Less than a week later the player was asked the same questions in a mixed zone after a game and gave the same answers but the headlines were less generous and of course the sponsor had not facilitated it so they got none of the exposure they would have done otherwise.

How close can you get to someone like Arsene Wenger?
I’ve been working with Arsene Wenger since he arrived at Arsenal in 1996 and people know him and yet don’t know him.

He’s a master at keeping everyone at arm’s length and maintaining a degree of mystery and he has a deliberate tactic not to give favours to one individual, providing very few one on one interviews.

In press conferences he will answer everything put to him but when it comes to personal questions he steers the agenda seamlessly back to football issues.
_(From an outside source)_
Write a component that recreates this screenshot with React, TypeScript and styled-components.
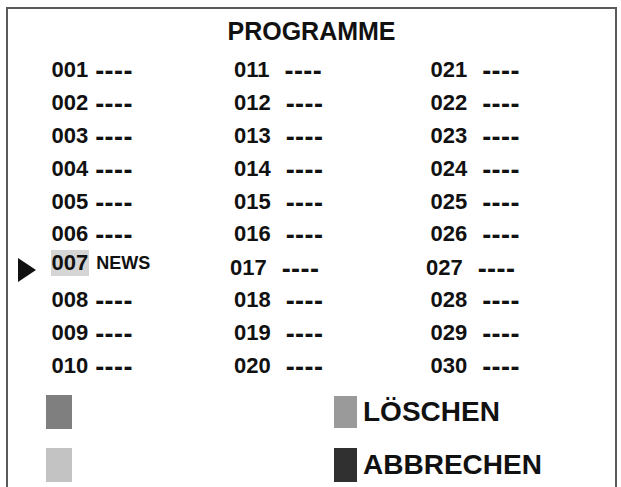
import React from 'react';
import styled, { createGlobalStyle } from 'styled-components';

// ===== グローバルスタイル =====
const GlobalStyle = createGlobalStyle`
  html, body {
    margin: 0;
    padding: 0;
    height: 100%;
    background: #ffffff;
  }
  body {
    font-family: 'Liberation Sans', Arial, sans-serif;
    color: #111;
    overflow: hidden;
  }
`;

// 外枠（下辺なし）
const Frame = styled.div`
  margin: 7px 4px 0 6px;
  height: 480px;
  border: 2px solid #5a5a5a;
  border-bottom: none;
  box-sizing: border-box;
`;

const Title = styled.h1`
  margin: 0;
  padding-top: 8px;
  font-size: 25px;
  line-height: 28px;
  font-weight: 700;
  text-align: center;
  color: #111;
`;

// 番組リスト：マーカー列 + 3列
const ChannelGrid = styled.div`
  margin-top: 9px;
  display: grid;
  grid-template-columns: 43.5px 182.5px 196.5px 1fr;
  grid-auto-rows: 32.8px;
`;

const MarkerCell = styled.div`
  display: flex;
  align-items: center;
  padding-left: 10px;
`;

const Cell = styled.div`
  display: flex;
  align-items: center;
`;

const Entry = styled.div<{ $dx?: number; $dy?: number }>`
  display: flex;
  align-items: center;
  font-size: 22px;
  font-weight: 700;
  line-height: 26px;
  margin-left: ${(p) => p.$dx ?? 0}px;
  margin-top: ${(p) => (p.$dy ?? 0) * 2}px;
`;

const Num = styled.span<{ $active?: boolean }>`
  display: inline-block;
  padding: 0 1px;
  margin-left: -1px;
  background: ${(p) => (p.$active ? '#d5d5d5' : 'transparent')};
`;

// 空きチャンネルの「----」（太めの短いダッシュ）
const Dashes = styled.span<{ $gap: number }>`
  margin-left: ${(p) => p.$gap}px;
  font-size: 27px;
  line-height: 26px;
  letter-spacing: 0.4px;
  margin-top: 2px;
`;

const Name = styled.span`
  margin-left: 7px;
  font-size: 18px;
  font-weight: 700;
`;

// 下部の凡例
const Legend = styled.div`
  margin-top: 13.5px;
  padding-left: 38px;
  display: grid;
  grid-template-columns: 288px 1fr;
  grid-auto-rows: 34px;
  row-gap: 19px;
`;

const LegendItem = styled.div`
  display: flex;
  align-items: center;
`;

const Swatch = styled.div<{ $color: string; $w: number; $h: number }>`
  width: ${(p) => p.$w}px;
  height: ${(p) => p.$h}px;
  background: ${(p) => p.$color};
  flex-shrink: 0;
`;

const LegendLabel = styled.span`
  margin-left: 6px;
  font-size: 28px;
  font-weight: 700;
  line-height: 32px;
  color: #111;
`;

const Arrow = styled.svg<{ $dy: number }>`
  margin-top: ${(p) => p.$dy * 2}px;
`;

const pad = (n: number) => String(n).padStart(3, '0');

interface Tweak {
  dx?: number;
  dy?: number;
}

const tweaks: Record<number, Tweak> = {
  7: { dy: -4 },
  17: { dx: -4, dy: 1 },
  27: { dx: -4.5, dy: 1 },
};

export default function App() {
  const rows = Array.from({ length: 10 }, (_, i) => i);

  return (
    <>
      <GlobalStyle />
      <Frame>
        <Title>PROGRAMME</Title>
        <ChannelGrid>
          {rows.map((r) => (
            <React.Fragment key={r}>
              <MarkerCell>
                {r === 6 && (
                  <Arrow $dy={3} width="18" height="24" viewBox="0 0 18 24">
                    <polygon points="0,0 18,12 0,24" fill="#111" />
                  </Arrow>
                )}
              </MarkerCell>
              {[0, 1, 2].map((c) => {
                const n = c * 10 + r + 1;
                const t = tweaks[n] ?? {};
                const selected = n === 7;
                return (
                  <Cell key={c}>
                    <Entry $dx={t.dx} $dy={t.dy}>
                      <Num $active={selected}>{pad(n)}</Num>
                      {selected ? (
                        <Name>NEWS</Name>
                      ) : (
                        <Dashes $gap={c === 0 ? 6 : 14}>----</Dashes>
                      )}
                    </Entry>
                  </Cell>
                );
              })}
            </React.Fragment>
          ))}
        </ChannelGrid>
        <Legend>
          <LegendItem>
            <Swatch $color="#7f7f7f" $w={26} $h={34} />
          </LegendItem>
          <LegendItem>
            <Swatch $color="#9a9a9a" $w={23} $h={32} />
            <LegendLabel>LÖSCHEN</LegendLabel>
          </LegendItem>
          <LegendItem>
            <Swatch $color="#c3c3c3" $w={26} $h={34} />
          </LegendItem>
          <LegendItem>
            <Swatch $color="#303030" $w={23} $h={34} />
            <LegendLabel>ABBRECHEN</LegendLabel>
          </LegendItem>
        </Legend>
      </Frame>
    </>
  );
}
You have to pose challenging questions and it was challenging towards the end of Arsenal’s lean times when the club watched every penny and went out of cups to lower league opposition Blackburn and Bradford.

He says he never reads papers or sees social media but you can tell when he is in a bad mood because he’s read what is being said about him or Arsenal – as it should be at a club of Arsenal’s size and profile. 

But I get on well with him and I respect the job he has done greatly. It’s all about being fair and respectful but critical when the situation warrants it and he is strong enough to shrug it off.
In fact, when I have seen him away from press conferences, he will always stop and have a chat and he can be fun and if you spend time with him, you can’t fail but like him.

What I really like is finding out stories that show the person behind the professional such as when he told the story about making his first trip to Arsenal on the tube.